Türkiye’nin tüm ulus ve milliyetlerinden işçiler, emekçiler!

Faşist TC devletinin Güney Kürdistan (Kuzey Irak) topraklarına yapacağı emperyalist saldırı ve işgale dur diyelim! Bu tavrı takınmak işçi sınıfının enternasyonalist görevidir. İşçilerin, emekçilerin, ezilenlerin bu savaştan hiç bir çıkarı yoktur. Bu savaşa karşı dur!  Savaşa karşı sesini yükselt!

Öncelikle Türk ulusundan işçiler, egemen sınıflar tarafından örgütlenen Türk ırkçı-milliyetçiliğine ortak olmamalıdır. Türk milliyetçiliğine karşı, değişik milliyetlerden işçilerin, ezilenlerin ve ezilen halkların enternasyonal dayanışma içinde ortak mücadelesi örgütlenmelidir.

Başka halkları ezen bir Halk özgür olamaz! Güney Kürdistan’a karşı yürütülecek bir savaşın hiç bir haklı gerekçesi olamaz!

Güney Kürdistan’a karşı yürütülecek bir işgal harekatı, tümüyle hâkim sınıfların, faşist TC devletinin çıkarlarına hizmet edecektir. Başta Türk işçileri ve emekçileri olmak üzere Türkiye’nin Kuzey Kürdistan’ın tüm emekçileri ve ezilenleri tek yürek tek yumruk olarak Faşist Türk ordusunun Güney Kürdistan’a saldırısını engellemek için mücadele etmelidir.

Saldırının engellenememesi, Türk ordusunun Güney Kürdistan’a girmesi durumunda çeşitli milliyetlerden tüm işçiler ve emekçi yığınlar, mücadelesini işgale karşı yürütmeli, sesini yükseltmelidir. Olası bir savaşta Faşist Türk ordusunun alacağı en ağır yenilgi için savaşmaktır Türk işçi ve emekçilerinin görevi!

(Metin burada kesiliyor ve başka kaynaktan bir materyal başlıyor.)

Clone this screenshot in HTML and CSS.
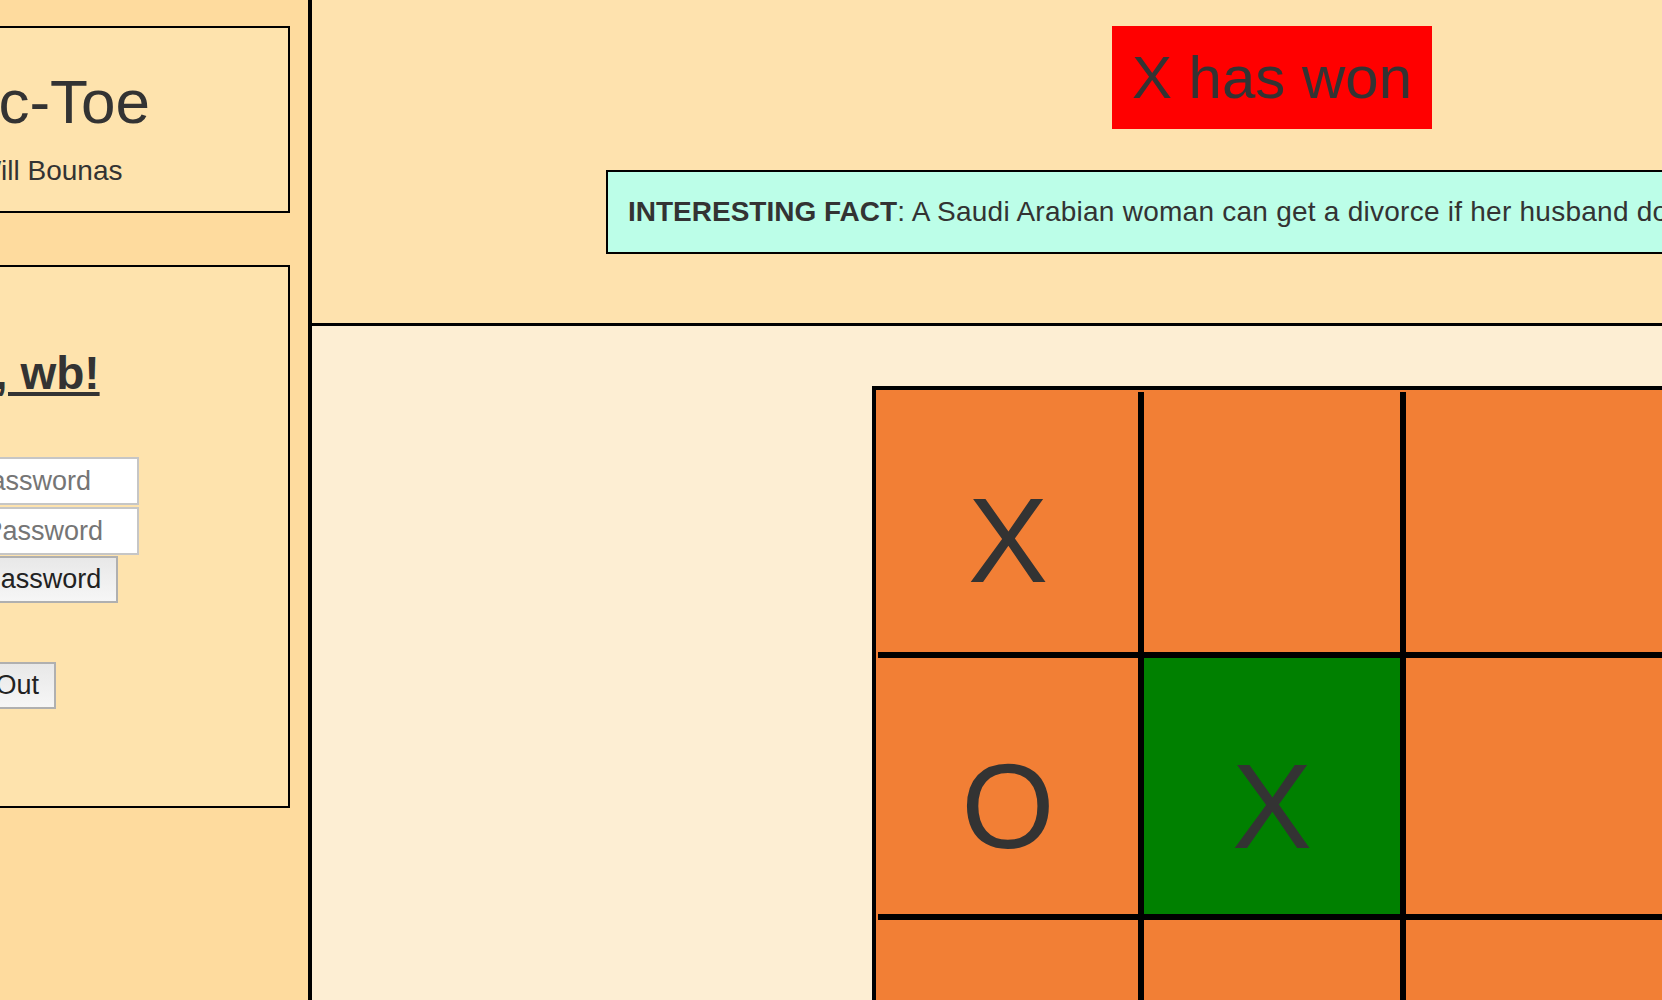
FILE: index.html
```html
<!DOCTYPE html>
<html lang="en">
<head>
<meta charset="utf-8">
<title>Tic-Tac-Toe</title>
<link rel="stylesheet" href="styles.css">
</head>
<body>
<div class="page">
  <aside class="sidebar">
    <section class="panel title-panel">
      <h1 class="title">Tic-Tac-Toe</h1>
      <p class="byline">Made by Will Bounas</p>
    </section>
    <section class="panel account-panel">
      <h2 class="greeting"><a href="#">Hello, wb!</a></h2>
      <form class="pw-form">
        <input class="field" type="password" placeholder="Old Password">
        <input class="field field-second" type="password" placeholder="New Password">
        <button class="btn" type="button">Change Password</button>
      </form>
      <button class="btn logout" type="button">Log Out</button>
    </section>
  </aside>
  <main class="main">
    <header class="status">
      <h1 class="winner">X has won</h1>
      <div class="fact"><strong>INTERESTING FACT</strong>: A Saudi Arabian woman can get a divorce if her husband doesn't give her coffee.</div>
    </header>
    <section class="board-area">
      <div class="board">
        <div class="grid">
          <div class="cell">X</div>
          <div class="cell"></div>
          <div class="cell"></div>
          <div class="cell">O</div>
          <div class="cell win">X</div>
          <div class="cell"></div>
          <div class="cell"></div>
          <div class="cell"></div>
          <div class="cell"></div>
        </div>
      </div>
    </section>
  </main>
</div>
</body>
</html>
```

FILE: styles.css
```css
html, body {
  margin: 0;
  padding: 0;
  overflow: hidden;
  height: 1000px;
}

body {
  font-family: "Liberation Sans", Arial, Helvetica, sans-serif;
  color: #333;
  background: #fdeed3;
}

.page {
  display: flex;
  align-items: stretch;
  margin-left: -326px;
  min-height: 1000px;
}

/* ---------- sidebar ---------- */
.sidebar {
  flex: 0 0 598px;
  background: #fedb9e;
  border-right: 4px solid #000;
  padding: 26px 18px 0;
  display: flex;
  flex-direction: column;
  gap: 52px;
}

.panel {
  background: #fee3ad;
  border: 2px solid #000;
  text-align: center;
}

.title-panel {
  height: 183px;
}

.title {
  font-size: 62px;
  font-weight: normal;
  margin: 38px 0 0;
  line-height: 71px;
}

.byline {
  font-size: 28px;
  margin: 18px 0 0;
  line-height: 32px;
}

.account-panel {
  height: 539px;
  display: flex;
  flex-direction: column;
  align-items: center;
}

.greeting {
  font-size: 46px;
  font-weight: bold;
  margin: 80px 0 0;
  line-height: 53px;
}

.greeting a {
  color: #333;
  text-decoration: underline;
  text-decoration-thickness: 4px;
  text-underline-offset: 3px;
}

.pw-form {
  display: flex;
  flex-direction: column;
  align-items: center;
  margin-top: 57px;
}

.field {
  width: 224px;
  height: 48px;
  box-sizing: border-box;
  margin: 0 0 2px 72px;
  padding: 0 6px;
  border: 2px solid #c6c6c6;
  background: #fff;
  font: 27px "Liberation Sans", Arial, sans-serif;
  color: #333;
}

.field::placeholder {
  color: #757575;
}

.field-second {
  margin-bottom: 1px;
}

.btn {
  height: 47px;
  box-sizing: border-box;
  padding: 0 15px;
  border: 2px solid #b0b0b0;
  background: linear-gradient(#e8e8e8, #f6f6f6);
  font: 27px "Liberation Sans", Arial, sans-serif;
  color: #222;
}

.logout {
  margin-top: 59px;
}

/* ---------- main ---------- */
.main {
  flex: 0 0 1920px;
  display: flex;
  flex-direction: column;
}

.status {
  background: #fee2ae;
  border-bottom: 3px solid #000;
  display: flex;
  flex-direction: column;
  align-items: center;
  padding-top: 26px;
  height: 297px;
}

.winner {
  margin: 0;
  background: #ff0000;
  font-size: 60px;
  font-weight: normal;
  line-height: 69px;
  padding: 17px 20px;
}

.fact {
  margin-top: 41px;
  width: 1332px;
  box-sizing: border-box;
  background: #bcfee8;
  border: 2px solid #000;
  padding: 24px 20px;
  font-size: 28px;
  line-height: 32px;
  letter-spacing: 0.25px;
  white-space: nowrap;
  overflow: hidden;
}

.fact strong {
  font-weight: bold;
  letter-spacing: 0;
}

.board-area {
  padding-top: 60px;
  display: flex;
  justify-content: center;
}

.board {
  border: 4px solid #000;
  padding: 2px;
  background: #f27f35;
}

.grid {
  display: grid;
  grid-template-columns: 260px 256px 260px;
  grid-template-rows: 260px 256px 260px;
  gap: 6px;
  background: #000;
}

.cell {
  background: #f27f35;
  box-sizing: border-box;
  padding-top: 82px;
  text-align: center;
  font-size: 120px;
  line-height: 133px;
  color: #333;
}

.cell.win {
  background: #008000;
}
```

Türk Faşistlerinin Güney Kürdistan’a saldırısını engelleyelim!

Yaşasın Kürt Ulusunun Ayrılma, kendi devletini Kurma Hakkı!

Yaşasın Bütün milliyetlerden işçi ve emekçilerin Devrim Mücadelesinde Birliği!

Halkların Kardeşliği için Tek Yol Devrim!

Devrim Mücadelesinde Bolşevik Parti Saflarında Birleşin!